• Collected data:
^^^^^^^^

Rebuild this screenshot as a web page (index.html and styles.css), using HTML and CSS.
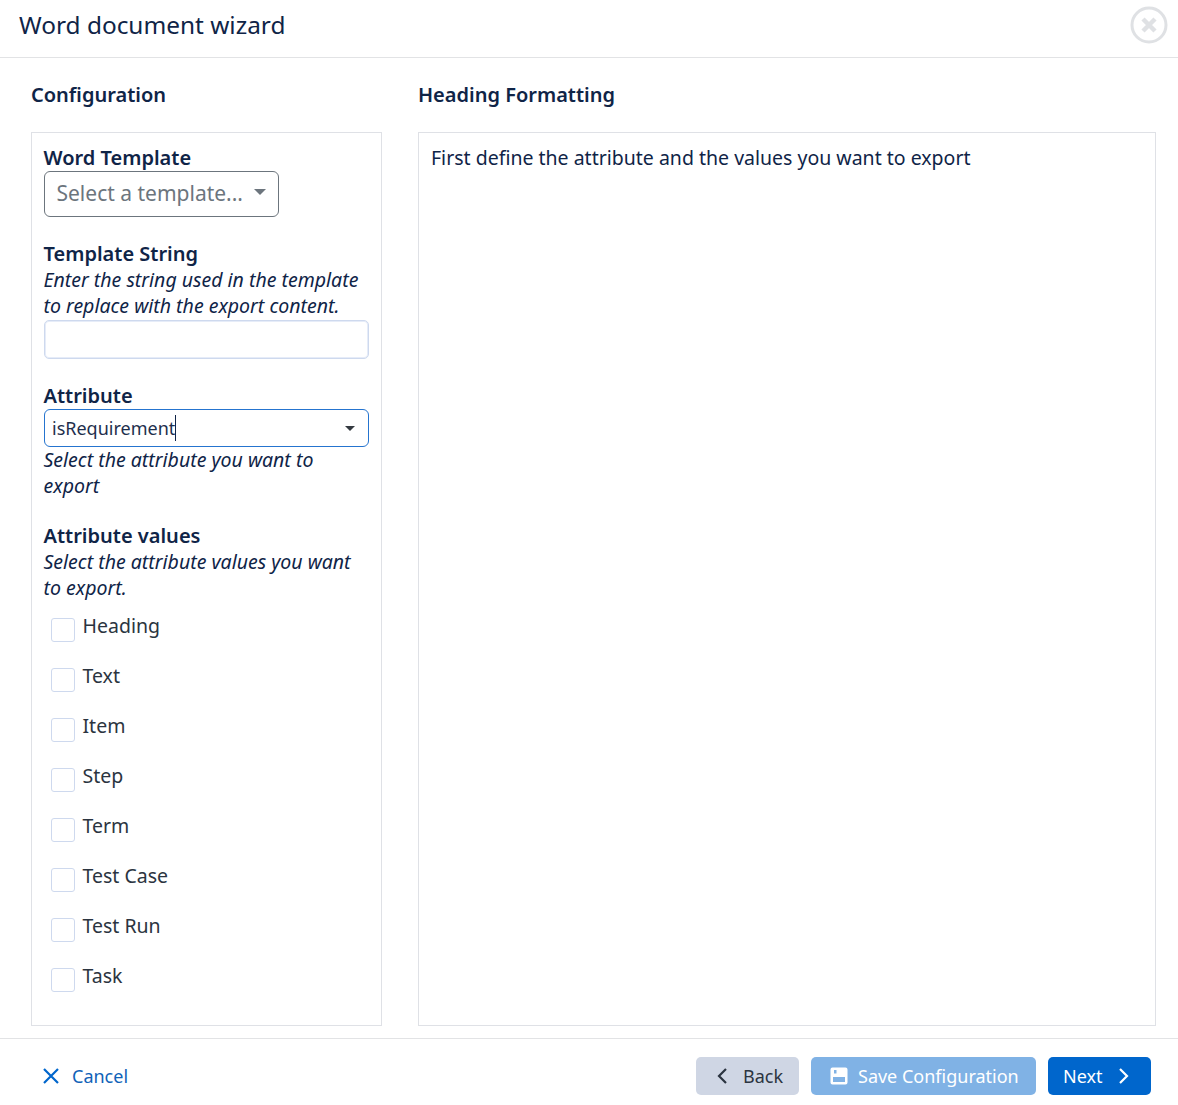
FILE: index.html
```html
<!DOCTYPE html>
<html lang="en">
<head>
    <meta charset="UTF-8">
    <title>Word document wizard</title>
    <link rel="stylesheet" href="styles.css">
</head>
<body>
    <div class="wizard">
        <div class="wizard-header">
            <h1>Word document wizard</h1>
            <button class="close-button" aria-label="Close">
                <svg width="38" height="38" viewBox="0 0 38 38"><circle cx="19" cy="19" r="17" fill="none" stroke="#dfe1e4" stroke-width="3"/><path d="M13 13L25 25M25 13L13 25" fill="none" stroke="#dfe1e4" stroke-width="4.5"/></svg>
            </button>
        </div>

        <div class="wizard-body">
            <div class="column config-column">
                <h2>Configuration</h2>
                <div class="panel config-panel">
                    <div class="field field-template">
                        <label>Word Template</label>
                        <div class="template-select">
                            <span>Select a template...</span>
                            <span class="caret caret-grey"></span>
                        </div>
                    </div>
                    <div class="field field-string">
                        <label>Template String</label>
                        <p class="hint">Enter the string used in the template to replace with the export content.</p>
                        <div class="text-input"></div>
                    </div>
                    <div class="field field-attribute">
                        <label>Attribute</label>
                        <div class="attribute-select">
                            <span class="attribute-value">isRequirement</span>
                            <span class="caret"></span>
                        </div>
                        <p class="hint">Select the attribute you want to export</p>
                    </div>
                    <div class="field">
                        <label>Attribute values</label>
                        <p class="hint">Select the attribute values you want to export.</p>
                        <ul class="check-list">
                            <li><span class="checkbox"></span>Heading</li>
                            <li><span class="checkbox"></span>Text</li>
                            <li><span class="checkbox"></span>Item</li>
                            <li><span class="checkbox"></span>Step</li>
                            <li><span class="checkbox"></span>Term</li>
                            <li><span class="checkbox"></span>Test Case</li>
                            <li><span class="checkbox"></span>Test Run</li>
                            <li><span class="checkbox"></span>Task</li>
                        </ul>
                    </div>
                </div>
            </div>
            <div class="column format-column">
                <h2>Heading Formatting</h2>
                <div class="panel format-panel">First define the attribute and the values you want to export</div>
            </div>
        </div>

        <div class="wizard-footer">
            <button class="btn btn-link">
                <svg width="18" height="18" viewBox="0 0 18 18"><path d="M2 2L16 16M16 2L2 16" fill="none" stroke="#0066cc" stroke-width="2.2"/></svg>
                Cancel
            </button>
            <div class="footer-actions">
                <button class="btn btn-back">
                    <svg width="12" height="18" viewBox="0 0 12 18"><path d="M10 2L3 9L10 16" fill="none" stroke="#2b3440" stroke-width="2.2"/></svg>
                    Back
                </button>
                <button class="btn btn-save">
                    <svg width="18" height="18" viewBox="0 0 18 18"><path fill-rule="evenodd" d="M2.500 .5h13a2 2 0 0 1 2 2v13a2 2 0 0 1-2 2h-13a2 2 0 0 1-2-2v-13a2 2 0 0 1 2-2zM4 3v3.500h2.500V3zM3 10v5h12v-5z" fill="#fff"/></svg>
                    Save Configuration
                </button>
                <button class="btn btn-next">
                    Next
                    <svg width="12" height="18" viewBox="0 0 12 18"><path d="M2 2L9 9L2 16" fill="none" stroke="#fff" stroke-width="2.2"/></svg>
                </button>
            </div>
        </div>
    </div>
</body>
</html>
```
FILE: styles.css
```css
* {
    box-sizing: border-box;
}

body {
    margin: 0;
    font-family: "Noto Sans", sans-serif;
    color: #0f2447;
    background: white;
}

.wizard {
    width: 1178px;
    height: 1105px;
    display: flex;
    flex-direction: column;
    overflow: hidden;
}

.wizard-header {
    height: 58px;
    flex: none;
    display: flex;
    justify-content: space-between;
    padding: 6px 9px 0 19px;
    border-bottom: 1px solid #e2e3e5;
}

.wizard-header h1 {
    margin: 0;
    font-size: 24.4px;
    font-weight: 400;
    line-height: 38px;
}

.close-button {
    width: 40px;
    height: 40px;
    border: none;
    background: none;
    padding: 0;
}

.wizard-body {
    flex: 1;
    display: flex;
    gap: 36px;
    padding: 0 22px 12px 31px;
    min-height: 0;
}

.column {
    display: flex;
    flex-direction: column;
}

.config-column {
    width: 351px;
    flex: none;
}

.format-column {
    flex: 1;
}

.column h2 {
    margin: 0;
    height: 74px;
    padding-top: 23px;
    font-size: 20px;
    font-weight: 600;
    line-height: 27px;
}

.panel {
    flex: 1;
    border: 1px solid #dfe1e6;
    font-size: 19.5px;
    line-height: 26px;
}

.config-panel {
    padding: 12px;
}

.format-panel {
    padding: 12px;
}

.field label {
    display: block;
    margin-left: -0.5px;
    font-size: 20px;
    font-weight: 600;
    line-height: 26px;
}

.field-template {
    height: 96px;
}

.field-string {
    height: 142px;
}

.field-attribute {
    height: 140px;
}

.hint {
    margin: 0 0 0 -0.5px;
    font-size: 19.5px;
    font-style: italic;
    line-height: 26px;
}

.template-select {
    width: 235px;
    height: 46px;
    display: flex;
    align-items: center;
    justify-content: space-between;
    padding: 0 12px 2px 11.5px;
    border: 1px solid #6c757d;
    border-radius: 6px;
    color: #6c757d;
    font-size: 21px;
}

.caret {
    width: 0;
    height: 0;
    border-left: 5px solid transparent;
    border-right: 5px solid transparent;
    border-top: 5px solid #343a40;
}

.caret-grey {
    border-left-width: 6px;
    border-right-width: 6px;
    border-top: 6px solid #6c757d;
    margin-top: -2px;
}

.text-input {
    width: 325px;
    height: 39px;
    margin-top: 1px;
    border: 1px solid #ced9ee;
    border-radius: 5px;
    box-shadow: inset 0 0 0 1px #e6ecf8;
}

.attribute-select {
    width: 325px;
    height: 38px;
    display: flex;
    align-items: center;
    justify-content: space-between;
    padding: 0 13px 0 7px;
    border: 1px solid #2574cf;
    border-radius: 6px;
    font-size: 18px;
    color: #1e2f4d;
}

.attribute-value {
    border-right: 1px solid #0f2447;
    line-height: 26px;
}

.check-list {
    list-style: none;
    margin: 0;
    padding: 0;
}

.check-list li {
    height: 50px;
    display: flex;
    padding-left: 7px;
    color: #2b3440;
    font-size: 19.5px;
    line-height: 26px;
    padding-top: 12px;
}

.checkbox {
    width: 24px;
    height: 24px;
    margin: 5px 7.5px 0 0;
    border: 1px solid #ced9ee;
    border-radius: 3px;
}

.wizard-footer {
    height: 67px;
    flex: none;
    display: flex;
    justify-content: space-between;
    align-items: flex-start;
    padding: 18px 27px 0 42px;
    border-top: 1px solid #e2e3e5;
}

.footer-actions {
    display: flex;
    gap: 12px;
}

.btn {
    height: 38px;
    display: flex;
    align-items: center;
    border: none;
    border-radius: 5px;
    font-family: inherit;
    font-size: 18px;
    padding: 0 16px;
    white-space: nowrap;
}

.btn svg {
    flex: none;
}

.btn-link {
    background: none;
    color: #0f62b8;
    padding: 0;
    gap: 12px;
}

.btn-back {
    width: 103px;
    gap: 15px;
    padding-left: 20px;
    background: #cfd6e4;
    color: #2b3440;
}

.btn-save {
    width: 225px;
    gap: 10px;
    background: #80b2e5;
    color: white;
    padding-left: 19px;
}

.btn-next {
    width: 103px;
    gap: 15px;
    padding-left: 15px;
    background: #0066cc;
    color: white;
}
```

^^^^^^^^

• What this task involves: Extract the full listing above verbatim; pictures are to be left out of the copy.

• Response to this exercise:
Rebuild this screenshot as a web page (index.html and styles.css), using HTML and CSS.
FILE: index.html
```html
<!DOCTYPE html>
<html lang="en">
<head>
    <meta charset="UTF-8">
    <title>Word document wizard</title>
    <link rel="stylesheet" href="styles.css">
</head>
<body>
    <div class="wizard">
        <div class="wizard-header">
            <h1>Word document wizard</h1>
            <button class="close-button" aria-label="Close">
                <svg width="38" height="38" viewBox="0 0 38 38"><circle cx="19" cy="19" r="17" fill="none" stroke="#dfe1e4" stroke-width="3"/><path d="M13 13L25 25M25 13L13 25" fill="none" stroke="#dfe1e4" stroke-width="4.5"/></svg>
            </button>
        </div>

        <div class="wizard-body">
            <div class="column config-column">
                <h2>Configuration</h2>
                <div class="panel config-panel">
                    <div class="field field-template">
                        <label>Word Template</label>
                        <div class="template-select">
                            <span>Select a template...</span>
                            <span class="caret caret-grey"></span>
                        </div>
                    </div>
                    <div class="field field-string">
                        <label>Template String</label>
                        <p class="hint">Enter the string used in the template to replace with the export content.</p>
                        <div class="text-input"></div>
                    </div>
                    <div class="field field-attribute">
                        <label>Attribute</label>
                        <div class="attribute-select">
                            <span class="attribute-value">isRequirement</span>
                            <span class="caret"></span>
                        </div>
                        <p class="hint">Select the attribute you want to export</p>
                    </div>
                    <div class="field">
                        <label>Attribute values</label>
                        <p class="hint">Select the attribute values you want to export.</p>
                        <ul class="check-list">
                            <li><span class="checkbox"></span>Heading</li>
                            <li><span class="checkbox"></span>Text</li>
                            <li><span class="checkbox"></span>Item</li>
                            <li><span class="checkbox"></span>Step</li>
                            <li><span class="checkbox"></span>Term</li>
                            <li><span class="checkbox"></span>Test Case</li>
                            <li><span class="checkbox"></span>Test Run</li>
                            <li><span class="checkbox"></span>Task</li>
                        </ul>
                    </div>
                </div>
            </div>
            <div class="column format-column">
                <h2>Heading Formatting</h2>
                <div class="panel format-panel">First define the attribute and the values you want to export</div>
            </div>
        </div>

        <div class="wizard-footer">
            <button class="btn btn-link">
                <svg width="18" height="18" viewBox="0 0 18 18"><path d="M2 2L16 16M16 2L2 16" fill="none" stroke="#0066cc" stroke-width="2.2"/></svg>
                Cancel
            </button>
            <div class="footer-actions">
                <button class="btn btn-back">
                    <svg width="12" height="18" viewBox="0 0 12 18"><path d="M10 2L3 9L10 16" fill="none" stroke="#2b3440" stroke-width="2.2"/></svg>
                    Back
                </button>
                <button class="btn btn-save">
                    <svg width="18" height="18" viewBox="0 0 18 18"><path fill-rule="evenodd" d="M2.500 .5h13a2 2 0 0 1 2 2v13a2 2 0 0 1-2 2h-13a2 2 0 0 1-2-2v-13a2 2 0 0 1 2-2zM4 3v3.500h2.500V3zM3 10v5h12v-5z" fill="#fff"/></svg>
                    Save Configuration
                </button>
                <button class="btn btn-next">
                    Next
                    <svg width="12" height="18" viewBox="0 0 12 18"><path d="M2 2L9 9L2 16" fill="none" stroke="#fff" stroke-width="2.2"/></svg>
                </button>
            </div>
        </div>
    </div>
</body>
</html>
```
FILE: styles.css
```css
* {
    box-sizing: border-box;
}

body {
    margin: 0;
    font-family: "Noto Sans", sans-serif;
    color: #0f2447;
    background: white;
}

.wizard {
    width: 1178px;
    height: 1105px;
    display: flex;
    flex-direction: column;
    overflow: hidden;
}

.wizard-header {
    height: 58px;
    flex: none;
    display: flex;
    justify-content: space-between;
    padding: 6px 9px 0 19px;
    border-bottom: 1px solid #e2e3e5;
}

.wizard-header h1 {
    margin: 0;
    font-size: 24.4px;
    font-weight: 400;
    line-height: 38px;
}

.close-button {
    width: 40px;
    height: 40px;
    border: none;
    background: none;
    padding: 0;
}

.wizard-body {
    flex: 1;
    display: flex;
    gap: 36px;
    padding: 0 22px 12px 31px;
    min-height: 0;
}

.column {
    display: flex;
    flex-direction: column;
}

.config-column {
    width: 351px;
    flex: none;
}

.format-column {
    flex: 1;
}

.column h2 {
    margin: 0;
    height: 74px;
    padding-top: 23px;
    font-size: 20px;
    font-weight: 600;
    line-height: 27px;
}

.panel {
    flex: 1;
    border: 1px solid #dfe1e6;
    font-size: 19.5px;
    line-height: 26px;
}

.config-panel {
    padding: 12px;
}

.format-panel {
    padding: 12px;
}

.field label {
    display: block;
    margin-left: -0.5px;
    font-size: 20px;
    font-weight: 600;
    line-height: 26px;
}

.field-template {
    height: 96px;
}

.field-string {
    height: 142px;
}

.field-attribute {
    height: 140px;
}

.hint {
    margin: 0 0 0 -0.5px;
    font-size: 19.5px;
    font-style: italic;
    line-height: 26px;
}

.template-select {
    width: 235px;
    height: 46px;
    display: flex;
    align-items: center;
    justify-content: space-between;
    padding: 0 12px 2px 11.5px;
    border: 1px solid #6c757d;
    border-radius: 6px;
    color: #6c757d;
    font-size: 21px;
}

.caret {
    width: 0;
    height: 0;
    border-left: 5px solid transparent;
    border-right: 5px solid transparent;
    border-top: 5px solid #343a40;
}

.caret-grey {
    border-left-width: 6px;
    border-right-width: 6px;
    border-top: 6px solid #6c757d;
    margin-top: -2px;
}

.text-input {
    width: 325px;
    height: 39px;
    margin-top: 1px;
    border: 1px solid #ced9ee;
    border-radius: 5px;
    box-shadow: inset 0 0 0 1px #e6ecf8;
}

.attribute-select {
    width: 325px;
    height: 38px;
    display: flex;
    align-items: center;
    justify-content: space-between;
    padding: 0 13px 0 7px;
    border: 1px solid #2574cf;
    border-radius: 6px;
    font-size: 18px;
    color: #1e2f4d;
}

.attribute-value {
    border-right: 1px solid #0f2447;
    line-height: 26px;
}

.check-list {
    list-style: none;
    margin: 0;
    padding: 0;
}

.check-list li {
    height: 50px;
    display: flex;
    padding-left: 7px;
    color: #2b3440;
    font-size: 19.5px;
    line-height: 26px;
    padding-top: 12px;
}

.checkbox {
    width: 24px;
    height: 24px;
    margin: 5px 7.5px 0 0;
    border: 1px solid #ced9ee;
    border-radius: 3px;
}

.wizard-footer {
    height: 67px;
    flex: none;
    display: flex;
    justify-content: space-between;
    align-items: flex-start;
    padding: 18px 27px 0 42px;
    border-top: 1px solid #e2e3e5;
}

.footer-actions {
    display: flex;
    gap: 12px;
}

.btn {
    height: 38px;
    display: flex;
    align-items: center;
    border: none;
    border-radius: 5px;
    font-family: inherit;
    font-size: 18px;
    padding: 0 16px;
    white-space: nowrap;
}

.btn svg {
    flex: none;
}

.btn-link {
    background: none;
    color: #0f62b8;
    padding: 0;
    gap: 12px;
}

.btn-back {
    width: 103px;
    gap: 15px;
    padding-left: 20px;
    background: #cfd6e4;
    color: #2b3440;
}

.btn-save {
    width: 225px;
    gap: 10px;
    background: #80b2e5;
    color: white;
    padding-left: 19px;
}

.btn-next {
    width: 103px;
    gap: 15px;
    padding-left: 15px;
    background: #0066cc;
    color: white;
}
```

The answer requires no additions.